Find and copy lines holding "page".
★ ★ ★ ★
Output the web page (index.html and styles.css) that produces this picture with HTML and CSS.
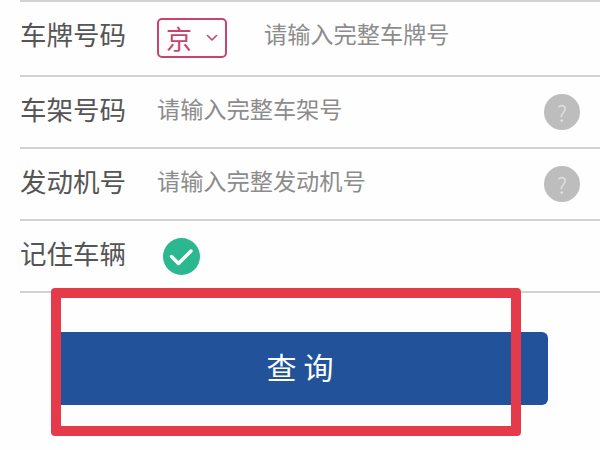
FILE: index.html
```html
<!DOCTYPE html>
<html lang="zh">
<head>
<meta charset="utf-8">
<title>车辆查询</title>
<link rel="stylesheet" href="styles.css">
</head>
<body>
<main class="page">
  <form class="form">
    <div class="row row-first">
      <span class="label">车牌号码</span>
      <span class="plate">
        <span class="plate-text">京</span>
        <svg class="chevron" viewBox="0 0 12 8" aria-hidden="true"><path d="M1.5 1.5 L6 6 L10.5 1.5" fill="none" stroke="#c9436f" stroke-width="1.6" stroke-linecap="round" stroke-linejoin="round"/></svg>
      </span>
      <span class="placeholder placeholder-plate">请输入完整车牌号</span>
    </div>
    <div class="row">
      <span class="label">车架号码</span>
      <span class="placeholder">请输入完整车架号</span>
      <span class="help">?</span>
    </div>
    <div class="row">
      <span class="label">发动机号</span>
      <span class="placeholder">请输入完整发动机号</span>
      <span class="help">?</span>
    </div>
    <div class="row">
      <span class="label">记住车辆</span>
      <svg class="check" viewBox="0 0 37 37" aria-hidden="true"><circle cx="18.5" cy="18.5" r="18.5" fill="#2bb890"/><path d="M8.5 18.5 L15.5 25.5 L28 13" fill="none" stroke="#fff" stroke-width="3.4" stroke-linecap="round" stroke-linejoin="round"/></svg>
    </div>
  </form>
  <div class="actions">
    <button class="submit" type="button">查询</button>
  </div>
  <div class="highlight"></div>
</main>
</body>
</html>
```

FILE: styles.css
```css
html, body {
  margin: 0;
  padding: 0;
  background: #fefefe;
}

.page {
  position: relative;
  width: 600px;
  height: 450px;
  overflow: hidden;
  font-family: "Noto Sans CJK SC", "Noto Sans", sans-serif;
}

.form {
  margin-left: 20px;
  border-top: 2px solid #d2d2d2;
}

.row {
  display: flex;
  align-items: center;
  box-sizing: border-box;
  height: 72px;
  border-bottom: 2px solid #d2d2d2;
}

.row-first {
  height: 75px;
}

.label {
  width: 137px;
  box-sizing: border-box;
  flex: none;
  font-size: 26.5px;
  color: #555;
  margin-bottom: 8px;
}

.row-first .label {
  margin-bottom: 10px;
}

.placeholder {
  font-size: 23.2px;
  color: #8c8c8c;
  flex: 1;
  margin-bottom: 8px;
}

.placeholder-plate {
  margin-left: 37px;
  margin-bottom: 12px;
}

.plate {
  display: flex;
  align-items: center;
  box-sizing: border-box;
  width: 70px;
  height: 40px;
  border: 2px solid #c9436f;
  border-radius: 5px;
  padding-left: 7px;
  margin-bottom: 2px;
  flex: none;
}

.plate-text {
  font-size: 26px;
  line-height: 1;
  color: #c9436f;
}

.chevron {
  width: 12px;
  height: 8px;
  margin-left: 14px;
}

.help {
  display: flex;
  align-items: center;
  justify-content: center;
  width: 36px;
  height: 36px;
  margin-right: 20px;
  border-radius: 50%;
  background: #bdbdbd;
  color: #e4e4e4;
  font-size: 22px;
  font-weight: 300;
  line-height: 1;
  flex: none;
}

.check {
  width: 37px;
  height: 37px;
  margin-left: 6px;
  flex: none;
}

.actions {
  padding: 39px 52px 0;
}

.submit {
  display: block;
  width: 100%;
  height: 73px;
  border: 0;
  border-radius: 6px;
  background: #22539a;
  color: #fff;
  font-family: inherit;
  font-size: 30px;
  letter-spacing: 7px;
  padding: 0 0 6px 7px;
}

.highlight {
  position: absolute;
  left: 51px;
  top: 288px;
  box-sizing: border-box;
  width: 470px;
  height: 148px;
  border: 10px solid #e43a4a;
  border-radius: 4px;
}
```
★ ★ ★ ★
EXPECTED OUTPUT
Output the web page (index.html and styles.css) that produces this picture with HTML and CSS.
<main class="page">
.page {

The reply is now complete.